A few of our favorites:
Le Cena - San Sebastian - Calamari
A Fuego Negro - San Sebastian - Mini Burger
Ne Neu - San Sebastian - French Toast
Casa Urola - San Sebastian
Borda Berri - San Sebastian

Rioja -
About 12 companies control 50% of the wine. Heavily regulated, so the region does what those 12 companies want.

Wineries:
Shipping back to the US is crazy expensive - $100 for 6 bottles. Try www.layawine.com or www.enviarvino.com for shipping facilitators.

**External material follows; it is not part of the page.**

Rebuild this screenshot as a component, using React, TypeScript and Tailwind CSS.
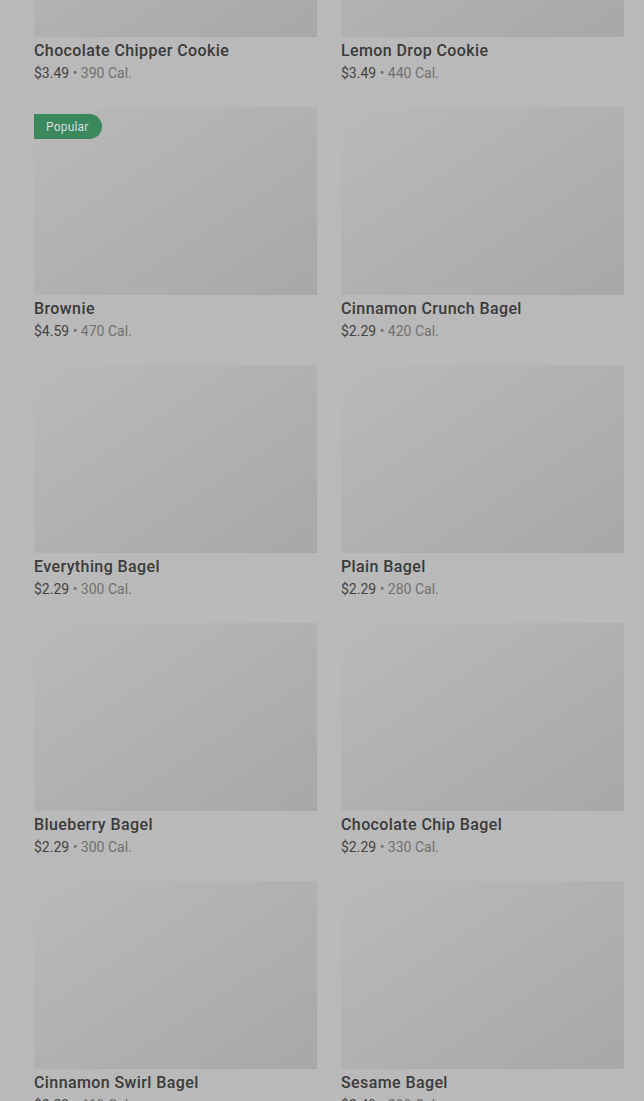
import React from "react";

type Item = { name: string; price: string; cal: string; popular?: boolean };

const items: Item[] = [
  { name: "Chocolate Chipper Cookie", price: "$3.49", cal: "390 Cal." },
  { name: "Lemon Drop Cookie", price: "$3.49", cal: "440 Cal." },
  { name: "Brownie", price: "$4.59", cal: "470 Cal.", popular: true },
  { name: "Cinnamon Crunch Bagel", price: "$2.29", cal: "420 Cal." },
  { name: "Everything Bagel", price: "$2.29", cal: "300 Cal." },
  { name: "Plain Bagel", price: "$2.29", cal: "280 Cal." },
  { name: "Blueberry Bagel", price: "$2.29", cal: "300 Cal." },
  { name: "Chocolate Chip Bagel", price: "$2.29", cal: "330 Cal." },
  { name: "Cinnamon Swirl Bagel", price: "$2.29", cal: "410 Cal." },
  { name: "Sesame Bagel", price: "$2.49", cal: "290 Cal." },
];

function Card({ item }: { item: Item }) {
  return (
    <div className="flex flex-col">
      <div className="relative h-[188px] bg-gradient-to-br from-[#b9b9b9] to-[#a8a8a8]">
        {item.popular && (
          <div className="absolute left-0 top-[7px] flex h-[25px] items-center rounded-r-full bg-[#3a885c] pl-[12px] pr-[13px] text-[12px] tracking-[0.2px] text-[#dcdcdc]">
            Popular
          </div>
        )}
      </div>
      <div className="mt-[4px] text-[16px] leading-[20px] font-medium tracking-[0.4px] text-[#3b3b3b]">
        {item.name}
      </div>
      <div className="mt-[2px] text-[14px] leading-[20px]">
        <span className="text-[#444444]">{item.price}</span>
        <span className="text-[#717171]"> • {item.cal}</span>
      </div>
    </div>
  );
}

export default function App() {
  return (
    <div
      className="h-[1101px] w-[644px] overflow-hidden bg-[#b9b9b9]"
      style={{ fontFamily: "Roboto, 'Noto Sans', sans-serif" }}
    >
      <div className="-mt-[151px] grid grid-cols-2 gap-x-[24px] gap-y-[24px] pl-[34px] pr-[20px]">
        {items.map((it) => (
          <Card key={it.name} item={it} />
        ))}
      </div>
    </div>
  );
}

Gomez Cruzado (Tour) - Haro- Great winery - About 200,000 bottles per year (what they call a small winery). Can get in limited states in the US. Started in late 1800s. Now owned by locals. For about 3 decades it sold all its wine to Mexico because of an investor and fell off the wine map. They have refocused with new owners and made a huge investment in the winery. Great facility with modern steel and concrete tanks. Starting to use concrete eggs. Reserva and Honorable reds were our favorite, great tasting well rounded reds with balanced fruit and tannins.

Roda - Haro - Tasting. Modern wine. Like Cirsion the best (but was $200/bottle). You could go into a small piece of the wine cellar off the tasting room.

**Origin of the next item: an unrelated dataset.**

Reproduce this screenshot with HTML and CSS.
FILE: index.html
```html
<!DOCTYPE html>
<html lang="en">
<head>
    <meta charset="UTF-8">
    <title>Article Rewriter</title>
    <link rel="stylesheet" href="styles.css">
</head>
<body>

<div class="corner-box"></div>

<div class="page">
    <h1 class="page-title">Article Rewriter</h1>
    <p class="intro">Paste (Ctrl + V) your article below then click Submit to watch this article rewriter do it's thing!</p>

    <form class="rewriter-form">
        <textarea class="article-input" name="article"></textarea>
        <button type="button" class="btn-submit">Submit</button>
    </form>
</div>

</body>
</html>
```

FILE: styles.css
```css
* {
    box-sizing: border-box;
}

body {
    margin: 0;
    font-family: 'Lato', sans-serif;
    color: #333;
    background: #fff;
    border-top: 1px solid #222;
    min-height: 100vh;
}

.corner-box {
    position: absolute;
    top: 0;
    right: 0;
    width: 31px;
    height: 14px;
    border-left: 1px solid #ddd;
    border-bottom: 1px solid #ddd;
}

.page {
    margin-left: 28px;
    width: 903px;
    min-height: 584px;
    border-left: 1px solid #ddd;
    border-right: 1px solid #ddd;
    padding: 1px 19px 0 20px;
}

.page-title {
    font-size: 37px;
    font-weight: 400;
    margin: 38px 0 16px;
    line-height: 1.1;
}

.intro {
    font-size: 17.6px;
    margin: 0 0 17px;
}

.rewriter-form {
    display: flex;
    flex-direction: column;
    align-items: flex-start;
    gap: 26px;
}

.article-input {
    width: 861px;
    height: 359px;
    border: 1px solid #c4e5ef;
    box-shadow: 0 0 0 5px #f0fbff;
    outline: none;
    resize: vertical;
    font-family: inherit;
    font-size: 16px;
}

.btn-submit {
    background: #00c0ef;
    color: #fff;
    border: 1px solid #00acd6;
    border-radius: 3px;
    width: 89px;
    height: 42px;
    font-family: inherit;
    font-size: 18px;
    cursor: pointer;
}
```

Muga - Haro - Flight tasting. Higher amount of blends than I like. Staff not overly helpful. Didn’t learn a lot.

La Rioja Alta - Haro- Tasting only. Staff not overly helpful. Didn’t learn a lot.

Lopez de Heredia - Haro - Tour - Very traditional Rioja. Incredible tour, even if the wine is not your favorite. Still family owned. Tasting room has the original shop in the back. Tour through the cellar, which reminds you of the warehouse scene from Indiana Jones. 37k square foot cellar. They use every traditional methods - no stainless steel or concrete tanks. Youngest wooden tanks are 50 years old. They make all of their own barrels from American oak. One guy makes one barrel a day and has an apprentice that fixes broken barrels. Even the racking was by traditional methods. Our favorite tour.

Amaren - Samaniego - 200,000 bottle winery. Great experience and facility. They put a lot of energy behind the tour business. A Napa like tour. Comprehensive tour with barrel tasting and great english. Family owned. Huge investment in the winery. They were unwrapping new french oak barrels and we go to push them around and see the toasting inside. White wine was fruity and crisp. Refreshing with a hint of depth. 2010 Reserva 60 was the highlight and about $30 a bottle. Loved this wine. Strong flavors, but good balance. Ordered a case to be shipped home. Definitely will try to keep buying from here. May only be distributed in NY and California.

Abel Mendoza - San Vicente de la Sonsierra - No website. Very small production. Maybe cult wine with a winemaker that is not hesitant to depart from traditional winemaking? Makes 8-10 different wines per year. Great wine, would love to have more, but it’s really hard to find. Tried the 2019 Jarrarte and 2017 Grenach/Graciano. No US distribution.

Puelles Bodega - Abalos - No frills winery. No tour. No flashy tanks or barrel rooms. Just good wine made at elevation. Very good value wines here since they don’t put a lot into the “tour” business. Great Gran Reserva under $20.

Casa Primica - Laguardia - Amazing tasting room. Can taste 3 wines. Produces about 500,000 bottles per year. They have a full organic line of wine too. Graciano aged in Hungarian oak is an interesting wine and good change of pace from the heavy tempranillo of the region.